*Information shown*:
· · · ·

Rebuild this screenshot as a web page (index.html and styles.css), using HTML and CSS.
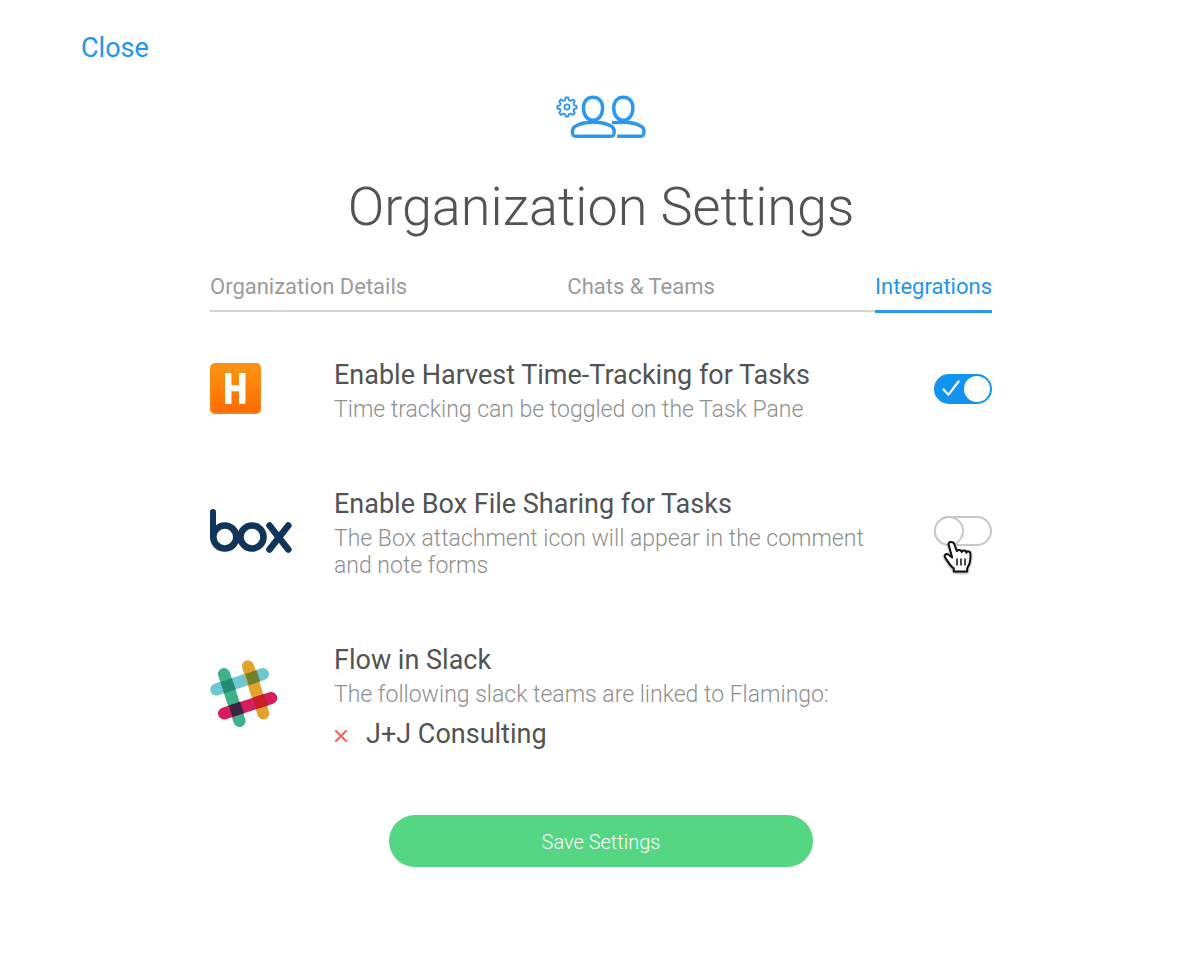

· · · ·

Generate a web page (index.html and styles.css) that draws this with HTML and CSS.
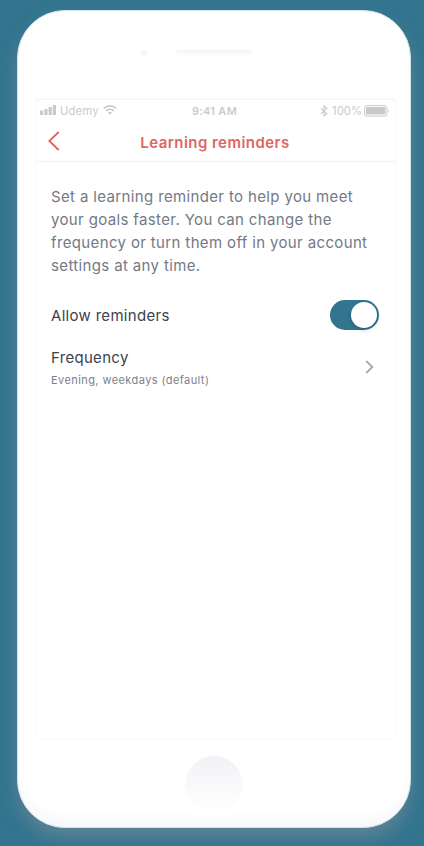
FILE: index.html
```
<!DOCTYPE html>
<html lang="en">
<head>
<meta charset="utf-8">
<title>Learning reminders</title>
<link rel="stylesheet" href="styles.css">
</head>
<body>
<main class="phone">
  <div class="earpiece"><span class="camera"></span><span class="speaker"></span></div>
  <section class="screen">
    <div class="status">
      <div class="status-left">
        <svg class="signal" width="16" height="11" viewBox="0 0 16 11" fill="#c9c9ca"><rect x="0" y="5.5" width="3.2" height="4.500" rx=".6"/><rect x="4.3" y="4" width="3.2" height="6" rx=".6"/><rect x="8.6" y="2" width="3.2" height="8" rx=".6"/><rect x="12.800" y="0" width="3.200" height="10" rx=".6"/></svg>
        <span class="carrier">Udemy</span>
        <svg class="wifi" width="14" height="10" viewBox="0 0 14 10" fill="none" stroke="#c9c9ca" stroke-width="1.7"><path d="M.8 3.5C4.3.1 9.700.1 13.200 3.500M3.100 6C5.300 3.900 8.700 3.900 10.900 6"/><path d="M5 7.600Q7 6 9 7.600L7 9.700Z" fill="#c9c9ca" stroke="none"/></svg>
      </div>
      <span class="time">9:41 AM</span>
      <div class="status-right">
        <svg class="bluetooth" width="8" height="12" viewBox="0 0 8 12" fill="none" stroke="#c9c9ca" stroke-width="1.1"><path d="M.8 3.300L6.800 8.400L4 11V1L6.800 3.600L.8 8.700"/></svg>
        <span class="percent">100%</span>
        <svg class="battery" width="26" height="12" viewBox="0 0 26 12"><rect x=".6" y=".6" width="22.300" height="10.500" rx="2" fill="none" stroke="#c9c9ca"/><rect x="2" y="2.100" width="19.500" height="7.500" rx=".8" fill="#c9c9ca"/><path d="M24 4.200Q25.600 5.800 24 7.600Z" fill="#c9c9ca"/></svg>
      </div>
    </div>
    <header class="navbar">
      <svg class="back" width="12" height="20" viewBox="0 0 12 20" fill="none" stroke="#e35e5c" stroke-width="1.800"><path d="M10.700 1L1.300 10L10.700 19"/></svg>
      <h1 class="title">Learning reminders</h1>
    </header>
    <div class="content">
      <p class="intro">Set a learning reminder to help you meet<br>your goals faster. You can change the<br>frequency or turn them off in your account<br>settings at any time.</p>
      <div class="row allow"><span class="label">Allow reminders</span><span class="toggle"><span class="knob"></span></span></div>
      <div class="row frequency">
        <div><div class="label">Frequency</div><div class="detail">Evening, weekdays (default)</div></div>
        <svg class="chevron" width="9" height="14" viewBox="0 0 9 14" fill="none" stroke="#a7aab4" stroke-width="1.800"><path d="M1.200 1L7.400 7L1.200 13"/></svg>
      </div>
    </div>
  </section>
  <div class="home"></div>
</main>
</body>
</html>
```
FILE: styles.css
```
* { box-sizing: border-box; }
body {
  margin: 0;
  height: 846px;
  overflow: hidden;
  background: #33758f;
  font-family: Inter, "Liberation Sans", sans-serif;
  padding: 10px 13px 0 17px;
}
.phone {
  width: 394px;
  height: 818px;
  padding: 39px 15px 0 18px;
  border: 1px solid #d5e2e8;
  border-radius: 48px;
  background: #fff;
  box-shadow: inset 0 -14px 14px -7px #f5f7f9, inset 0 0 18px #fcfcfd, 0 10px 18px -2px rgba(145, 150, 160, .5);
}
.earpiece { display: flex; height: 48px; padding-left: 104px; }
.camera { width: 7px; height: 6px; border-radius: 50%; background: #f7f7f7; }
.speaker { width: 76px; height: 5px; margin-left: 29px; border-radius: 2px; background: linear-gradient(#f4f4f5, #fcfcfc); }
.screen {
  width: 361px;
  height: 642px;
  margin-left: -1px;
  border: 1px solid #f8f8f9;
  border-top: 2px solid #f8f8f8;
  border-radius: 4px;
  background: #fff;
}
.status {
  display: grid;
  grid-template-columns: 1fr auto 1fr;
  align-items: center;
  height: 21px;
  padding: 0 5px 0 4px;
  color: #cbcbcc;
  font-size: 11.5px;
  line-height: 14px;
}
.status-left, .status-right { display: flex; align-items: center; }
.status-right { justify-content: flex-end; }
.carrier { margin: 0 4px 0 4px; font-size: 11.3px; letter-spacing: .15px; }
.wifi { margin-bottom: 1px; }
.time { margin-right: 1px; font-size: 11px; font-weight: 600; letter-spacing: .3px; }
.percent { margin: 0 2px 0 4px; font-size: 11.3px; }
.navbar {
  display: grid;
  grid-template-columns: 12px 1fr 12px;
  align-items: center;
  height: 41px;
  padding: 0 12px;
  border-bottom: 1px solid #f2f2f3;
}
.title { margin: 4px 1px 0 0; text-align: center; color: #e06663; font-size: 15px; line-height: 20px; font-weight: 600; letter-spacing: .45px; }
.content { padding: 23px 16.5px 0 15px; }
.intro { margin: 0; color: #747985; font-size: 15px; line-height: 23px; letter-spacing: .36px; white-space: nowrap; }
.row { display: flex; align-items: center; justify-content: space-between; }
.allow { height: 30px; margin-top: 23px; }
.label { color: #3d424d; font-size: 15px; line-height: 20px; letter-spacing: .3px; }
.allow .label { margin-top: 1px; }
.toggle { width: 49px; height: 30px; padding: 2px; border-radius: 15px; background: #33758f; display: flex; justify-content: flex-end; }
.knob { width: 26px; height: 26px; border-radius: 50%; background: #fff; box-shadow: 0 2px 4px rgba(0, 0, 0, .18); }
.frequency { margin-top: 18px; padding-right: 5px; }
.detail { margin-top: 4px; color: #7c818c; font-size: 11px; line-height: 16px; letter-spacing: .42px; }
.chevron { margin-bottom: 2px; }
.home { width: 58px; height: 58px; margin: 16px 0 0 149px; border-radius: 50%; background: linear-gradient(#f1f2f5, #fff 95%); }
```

· · · ·

*Exercise objective*: Search the preceding listing for "html" and extract every line where it is found.

*Full answer*:
Rebuild this screenshot as a web page (index.html and styles.css), using HTML and CSS.
Generate a web page (index.html and styles.css) that draws this with HTML and CSS.
FILE: index.html
<!DOCTYPE html>
<html lang="en">
</html>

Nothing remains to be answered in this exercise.